Task directions :: Your answer should be a single number: the count of lines in the material below that hold "this".

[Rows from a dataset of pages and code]

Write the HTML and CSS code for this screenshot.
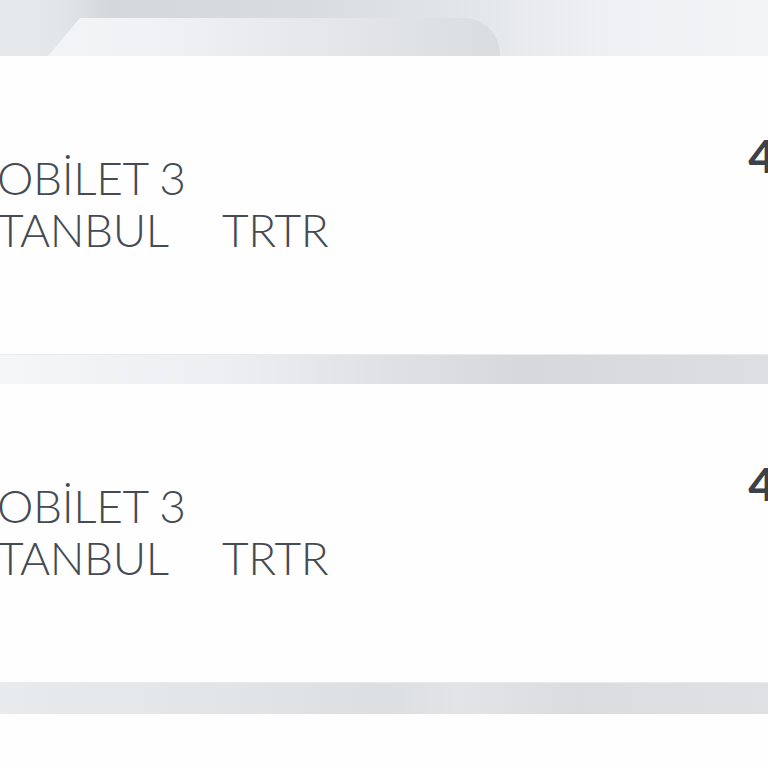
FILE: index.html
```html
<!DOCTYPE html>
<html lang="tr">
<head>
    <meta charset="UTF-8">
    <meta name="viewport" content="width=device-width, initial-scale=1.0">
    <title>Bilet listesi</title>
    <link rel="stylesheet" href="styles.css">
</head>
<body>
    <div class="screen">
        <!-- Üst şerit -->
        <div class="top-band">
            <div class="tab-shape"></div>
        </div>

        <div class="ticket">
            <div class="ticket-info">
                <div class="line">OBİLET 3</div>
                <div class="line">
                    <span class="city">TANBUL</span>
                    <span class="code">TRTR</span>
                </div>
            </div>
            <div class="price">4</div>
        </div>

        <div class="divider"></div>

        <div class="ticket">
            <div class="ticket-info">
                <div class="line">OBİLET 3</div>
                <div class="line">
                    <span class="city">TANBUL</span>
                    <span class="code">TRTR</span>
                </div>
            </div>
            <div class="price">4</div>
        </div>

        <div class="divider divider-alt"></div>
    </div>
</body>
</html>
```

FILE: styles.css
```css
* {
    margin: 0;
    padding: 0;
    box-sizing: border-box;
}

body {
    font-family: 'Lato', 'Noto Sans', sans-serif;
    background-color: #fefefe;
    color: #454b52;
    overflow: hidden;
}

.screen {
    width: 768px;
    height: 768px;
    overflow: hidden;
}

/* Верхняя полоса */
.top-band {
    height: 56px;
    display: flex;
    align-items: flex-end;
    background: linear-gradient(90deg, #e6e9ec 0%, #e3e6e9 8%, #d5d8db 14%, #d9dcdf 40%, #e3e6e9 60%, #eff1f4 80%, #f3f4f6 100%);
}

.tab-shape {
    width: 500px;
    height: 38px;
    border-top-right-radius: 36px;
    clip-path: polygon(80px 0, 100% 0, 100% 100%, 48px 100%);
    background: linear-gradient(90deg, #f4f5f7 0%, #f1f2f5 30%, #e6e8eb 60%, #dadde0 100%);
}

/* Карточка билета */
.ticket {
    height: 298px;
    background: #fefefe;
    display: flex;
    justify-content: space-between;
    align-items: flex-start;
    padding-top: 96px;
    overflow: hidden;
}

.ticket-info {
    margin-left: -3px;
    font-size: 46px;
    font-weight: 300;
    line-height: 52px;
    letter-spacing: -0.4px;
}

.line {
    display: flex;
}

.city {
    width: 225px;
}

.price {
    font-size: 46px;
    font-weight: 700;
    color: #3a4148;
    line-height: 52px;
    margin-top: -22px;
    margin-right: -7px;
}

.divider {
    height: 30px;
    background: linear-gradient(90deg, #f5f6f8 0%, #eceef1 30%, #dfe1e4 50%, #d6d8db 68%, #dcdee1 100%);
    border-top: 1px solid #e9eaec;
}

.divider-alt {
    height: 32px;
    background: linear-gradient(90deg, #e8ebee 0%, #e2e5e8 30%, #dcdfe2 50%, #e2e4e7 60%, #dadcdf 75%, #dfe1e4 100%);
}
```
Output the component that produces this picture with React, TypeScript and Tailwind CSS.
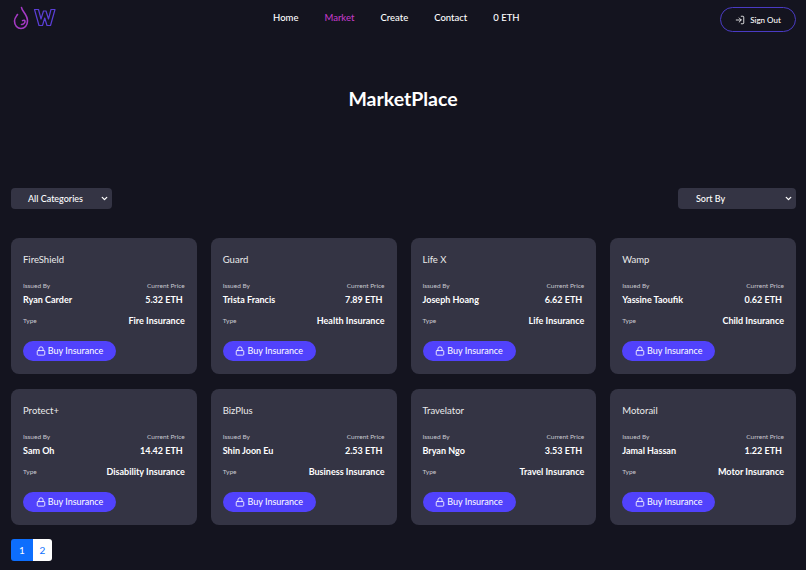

Response to the exercise :: 2